Short exercise =>
Where a line holds "that", copy it.

-------- Entries provided

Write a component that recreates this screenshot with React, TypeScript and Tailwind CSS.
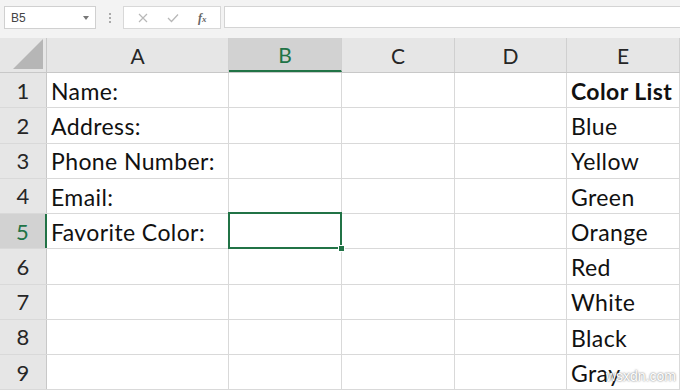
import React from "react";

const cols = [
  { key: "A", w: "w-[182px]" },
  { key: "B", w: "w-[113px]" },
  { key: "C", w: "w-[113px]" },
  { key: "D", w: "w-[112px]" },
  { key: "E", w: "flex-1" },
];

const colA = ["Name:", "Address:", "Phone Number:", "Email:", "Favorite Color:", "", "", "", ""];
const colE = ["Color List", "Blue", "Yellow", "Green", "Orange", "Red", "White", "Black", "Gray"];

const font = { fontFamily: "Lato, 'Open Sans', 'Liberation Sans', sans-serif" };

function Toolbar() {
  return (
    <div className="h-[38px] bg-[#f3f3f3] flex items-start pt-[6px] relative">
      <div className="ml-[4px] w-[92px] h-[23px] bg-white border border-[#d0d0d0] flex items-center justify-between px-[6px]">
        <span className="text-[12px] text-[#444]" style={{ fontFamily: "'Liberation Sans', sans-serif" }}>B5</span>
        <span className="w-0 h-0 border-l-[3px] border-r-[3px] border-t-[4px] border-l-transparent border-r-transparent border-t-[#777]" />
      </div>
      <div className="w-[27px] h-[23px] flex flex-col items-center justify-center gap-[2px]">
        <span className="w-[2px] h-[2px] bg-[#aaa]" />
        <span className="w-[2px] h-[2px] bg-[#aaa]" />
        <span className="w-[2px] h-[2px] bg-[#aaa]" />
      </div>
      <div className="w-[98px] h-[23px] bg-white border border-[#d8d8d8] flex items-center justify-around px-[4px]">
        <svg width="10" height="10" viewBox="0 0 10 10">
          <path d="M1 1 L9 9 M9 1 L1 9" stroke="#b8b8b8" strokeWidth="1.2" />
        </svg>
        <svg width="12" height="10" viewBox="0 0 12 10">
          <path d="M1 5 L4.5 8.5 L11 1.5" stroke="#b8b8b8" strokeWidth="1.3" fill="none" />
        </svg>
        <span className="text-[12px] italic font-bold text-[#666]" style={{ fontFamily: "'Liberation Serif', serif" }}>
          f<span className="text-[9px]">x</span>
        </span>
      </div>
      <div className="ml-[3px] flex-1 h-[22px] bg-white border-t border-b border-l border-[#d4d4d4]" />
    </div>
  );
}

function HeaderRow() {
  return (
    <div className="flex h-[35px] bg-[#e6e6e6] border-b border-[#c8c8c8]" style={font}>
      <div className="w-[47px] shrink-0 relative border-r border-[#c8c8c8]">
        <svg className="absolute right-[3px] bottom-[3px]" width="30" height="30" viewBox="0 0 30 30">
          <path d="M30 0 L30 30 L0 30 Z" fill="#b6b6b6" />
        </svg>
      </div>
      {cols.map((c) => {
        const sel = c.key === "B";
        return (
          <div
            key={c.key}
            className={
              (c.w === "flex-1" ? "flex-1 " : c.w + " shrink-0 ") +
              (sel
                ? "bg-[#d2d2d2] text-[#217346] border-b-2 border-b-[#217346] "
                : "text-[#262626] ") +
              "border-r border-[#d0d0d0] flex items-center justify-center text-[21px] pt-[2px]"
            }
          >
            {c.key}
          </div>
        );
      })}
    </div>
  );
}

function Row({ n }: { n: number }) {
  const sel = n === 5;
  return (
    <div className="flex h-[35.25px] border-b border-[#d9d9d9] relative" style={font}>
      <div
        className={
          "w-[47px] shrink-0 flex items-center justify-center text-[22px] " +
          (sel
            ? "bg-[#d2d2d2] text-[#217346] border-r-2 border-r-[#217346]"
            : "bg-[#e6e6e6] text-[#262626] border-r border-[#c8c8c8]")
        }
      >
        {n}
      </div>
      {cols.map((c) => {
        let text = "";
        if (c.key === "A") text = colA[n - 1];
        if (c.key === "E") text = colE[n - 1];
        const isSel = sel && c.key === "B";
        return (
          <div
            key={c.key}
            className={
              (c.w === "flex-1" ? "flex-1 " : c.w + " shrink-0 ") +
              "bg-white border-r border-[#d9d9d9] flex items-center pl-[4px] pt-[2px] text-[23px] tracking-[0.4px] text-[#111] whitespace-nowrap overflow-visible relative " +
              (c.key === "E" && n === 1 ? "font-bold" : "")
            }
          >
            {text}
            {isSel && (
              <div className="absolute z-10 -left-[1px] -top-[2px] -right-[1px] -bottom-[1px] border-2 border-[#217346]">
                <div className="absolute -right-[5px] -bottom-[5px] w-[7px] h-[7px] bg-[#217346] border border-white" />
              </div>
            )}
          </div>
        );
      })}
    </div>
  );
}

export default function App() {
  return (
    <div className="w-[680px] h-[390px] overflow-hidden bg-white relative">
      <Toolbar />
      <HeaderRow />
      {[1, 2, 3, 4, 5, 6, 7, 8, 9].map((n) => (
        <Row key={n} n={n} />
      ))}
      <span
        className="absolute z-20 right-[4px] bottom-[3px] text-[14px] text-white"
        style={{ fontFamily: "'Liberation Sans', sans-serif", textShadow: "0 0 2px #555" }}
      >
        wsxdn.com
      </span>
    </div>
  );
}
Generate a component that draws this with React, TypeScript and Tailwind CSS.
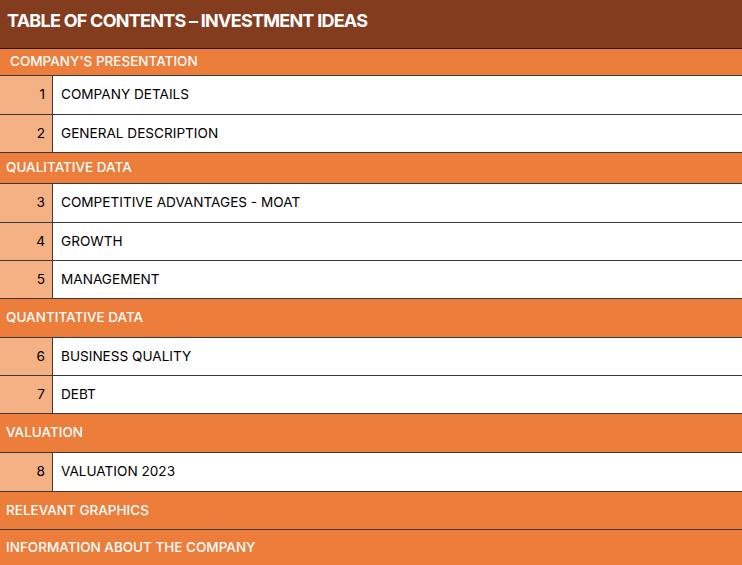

----------------

Written answer =>
Write a component that recreates this screenshot with React, TypeScript and Tailwind CSS.
Generate a component that draws this with React, TypeScript and Tailwind CSS.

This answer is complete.